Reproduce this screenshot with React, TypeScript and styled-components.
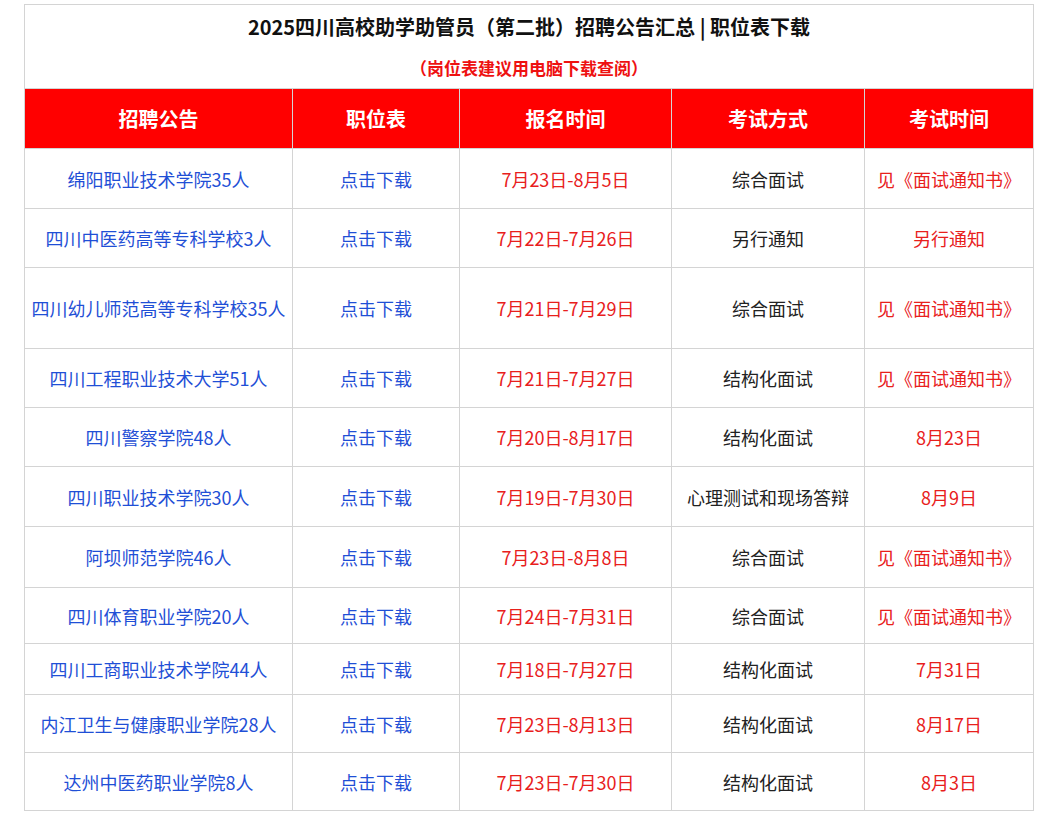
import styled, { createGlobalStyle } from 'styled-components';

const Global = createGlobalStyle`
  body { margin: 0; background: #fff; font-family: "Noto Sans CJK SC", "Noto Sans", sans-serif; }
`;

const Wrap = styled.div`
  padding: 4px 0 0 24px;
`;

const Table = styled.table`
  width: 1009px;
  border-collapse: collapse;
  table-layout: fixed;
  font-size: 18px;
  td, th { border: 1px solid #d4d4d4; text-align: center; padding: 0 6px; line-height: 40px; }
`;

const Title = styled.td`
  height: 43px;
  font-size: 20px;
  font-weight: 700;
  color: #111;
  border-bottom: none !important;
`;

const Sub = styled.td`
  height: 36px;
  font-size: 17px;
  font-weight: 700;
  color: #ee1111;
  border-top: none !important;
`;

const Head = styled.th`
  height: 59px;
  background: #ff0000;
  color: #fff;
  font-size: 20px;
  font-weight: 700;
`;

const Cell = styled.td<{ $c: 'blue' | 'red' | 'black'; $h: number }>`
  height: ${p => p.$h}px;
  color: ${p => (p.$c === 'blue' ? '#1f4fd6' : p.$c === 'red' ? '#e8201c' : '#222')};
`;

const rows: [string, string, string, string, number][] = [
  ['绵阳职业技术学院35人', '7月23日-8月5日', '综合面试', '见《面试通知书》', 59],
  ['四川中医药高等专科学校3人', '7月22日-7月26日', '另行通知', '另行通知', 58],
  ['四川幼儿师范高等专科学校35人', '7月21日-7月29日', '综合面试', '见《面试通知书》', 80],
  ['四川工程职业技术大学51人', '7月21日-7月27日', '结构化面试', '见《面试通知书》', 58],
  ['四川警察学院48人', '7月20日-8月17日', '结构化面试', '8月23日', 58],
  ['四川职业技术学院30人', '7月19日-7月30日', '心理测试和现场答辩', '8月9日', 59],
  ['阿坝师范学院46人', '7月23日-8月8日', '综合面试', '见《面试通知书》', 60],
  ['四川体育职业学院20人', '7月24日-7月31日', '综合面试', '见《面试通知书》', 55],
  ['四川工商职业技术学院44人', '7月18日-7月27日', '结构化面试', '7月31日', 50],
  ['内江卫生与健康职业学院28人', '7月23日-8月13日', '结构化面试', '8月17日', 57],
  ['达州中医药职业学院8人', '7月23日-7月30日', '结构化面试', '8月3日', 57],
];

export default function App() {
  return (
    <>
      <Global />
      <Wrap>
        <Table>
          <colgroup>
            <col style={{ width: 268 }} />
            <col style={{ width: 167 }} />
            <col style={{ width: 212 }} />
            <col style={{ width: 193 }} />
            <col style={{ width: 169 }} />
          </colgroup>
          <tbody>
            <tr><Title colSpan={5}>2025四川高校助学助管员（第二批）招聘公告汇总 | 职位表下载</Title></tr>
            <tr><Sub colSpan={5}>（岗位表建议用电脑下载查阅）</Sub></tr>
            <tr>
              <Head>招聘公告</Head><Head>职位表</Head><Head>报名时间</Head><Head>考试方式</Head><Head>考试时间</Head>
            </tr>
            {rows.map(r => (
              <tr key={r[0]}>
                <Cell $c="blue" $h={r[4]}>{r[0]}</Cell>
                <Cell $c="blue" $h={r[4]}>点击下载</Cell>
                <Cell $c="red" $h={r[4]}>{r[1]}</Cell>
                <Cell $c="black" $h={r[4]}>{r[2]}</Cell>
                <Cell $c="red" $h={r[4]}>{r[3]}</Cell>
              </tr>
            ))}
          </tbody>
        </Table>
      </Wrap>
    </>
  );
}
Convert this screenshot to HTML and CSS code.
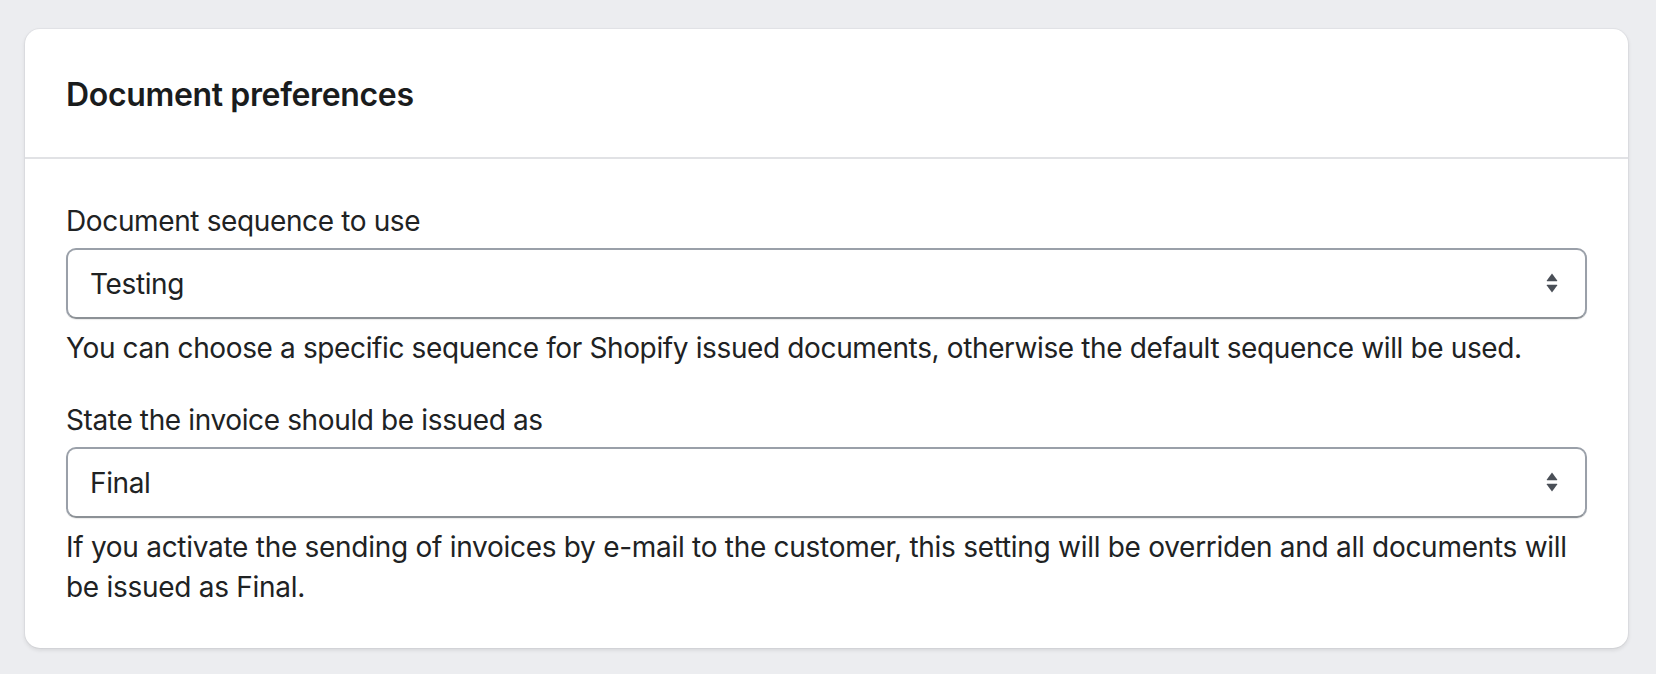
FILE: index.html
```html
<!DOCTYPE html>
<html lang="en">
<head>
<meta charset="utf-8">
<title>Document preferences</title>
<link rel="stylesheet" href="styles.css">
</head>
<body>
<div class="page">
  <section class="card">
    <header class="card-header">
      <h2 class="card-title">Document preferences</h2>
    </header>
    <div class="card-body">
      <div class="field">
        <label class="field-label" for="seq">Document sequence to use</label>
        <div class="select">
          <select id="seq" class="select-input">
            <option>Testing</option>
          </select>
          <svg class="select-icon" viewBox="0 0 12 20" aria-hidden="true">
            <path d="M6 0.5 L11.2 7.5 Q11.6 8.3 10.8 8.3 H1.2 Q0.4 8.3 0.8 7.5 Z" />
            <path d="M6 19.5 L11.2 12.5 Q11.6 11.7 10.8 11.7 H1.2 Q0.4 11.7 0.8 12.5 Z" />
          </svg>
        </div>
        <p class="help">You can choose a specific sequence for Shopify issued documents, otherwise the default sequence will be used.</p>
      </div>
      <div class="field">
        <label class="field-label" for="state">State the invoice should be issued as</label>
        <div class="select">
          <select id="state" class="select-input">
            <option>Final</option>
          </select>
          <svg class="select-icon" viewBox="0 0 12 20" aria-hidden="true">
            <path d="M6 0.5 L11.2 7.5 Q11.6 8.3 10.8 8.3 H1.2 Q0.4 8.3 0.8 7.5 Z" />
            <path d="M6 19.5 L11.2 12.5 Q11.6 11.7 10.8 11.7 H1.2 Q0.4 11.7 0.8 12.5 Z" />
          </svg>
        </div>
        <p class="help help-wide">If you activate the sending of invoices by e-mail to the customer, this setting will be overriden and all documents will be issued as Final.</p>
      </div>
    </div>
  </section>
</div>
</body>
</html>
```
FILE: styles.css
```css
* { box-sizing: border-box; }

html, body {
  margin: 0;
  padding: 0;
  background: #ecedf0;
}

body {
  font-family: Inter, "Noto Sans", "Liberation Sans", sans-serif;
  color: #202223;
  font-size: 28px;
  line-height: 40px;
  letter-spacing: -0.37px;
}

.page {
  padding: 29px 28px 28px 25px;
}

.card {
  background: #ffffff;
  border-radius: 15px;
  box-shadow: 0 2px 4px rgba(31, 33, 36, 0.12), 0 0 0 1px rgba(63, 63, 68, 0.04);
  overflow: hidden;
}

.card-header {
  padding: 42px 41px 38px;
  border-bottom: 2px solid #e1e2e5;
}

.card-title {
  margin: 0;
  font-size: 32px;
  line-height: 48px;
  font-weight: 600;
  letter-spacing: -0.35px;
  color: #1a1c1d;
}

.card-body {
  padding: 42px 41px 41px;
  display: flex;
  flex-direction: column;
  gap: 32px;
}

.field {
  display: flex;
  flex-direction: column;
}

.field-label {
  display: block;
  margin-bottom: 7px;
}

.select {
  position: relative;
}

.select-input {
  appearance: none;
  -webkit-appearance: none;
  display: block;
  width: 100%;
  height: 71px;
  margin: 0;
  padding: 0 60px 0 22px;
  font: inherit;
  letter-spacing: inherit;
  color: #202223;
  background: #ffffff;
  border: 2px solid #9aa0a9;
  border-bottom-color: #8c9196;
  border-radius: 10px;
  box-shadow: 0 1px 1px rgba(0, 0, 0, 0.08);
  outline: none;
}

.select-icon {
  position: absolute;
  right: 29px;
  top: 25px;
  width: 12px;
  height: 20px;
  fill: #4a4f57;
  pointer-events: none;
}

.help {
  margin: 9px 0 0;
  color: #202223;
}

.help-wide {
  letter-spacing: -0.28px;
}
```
::::::
◆ Direction
Return each line that includes "screenshot".

◆ The solution
Reproduce this screenshot with React, TypeScript and styled-components.
Convert this screenshot to HTML and CSS code.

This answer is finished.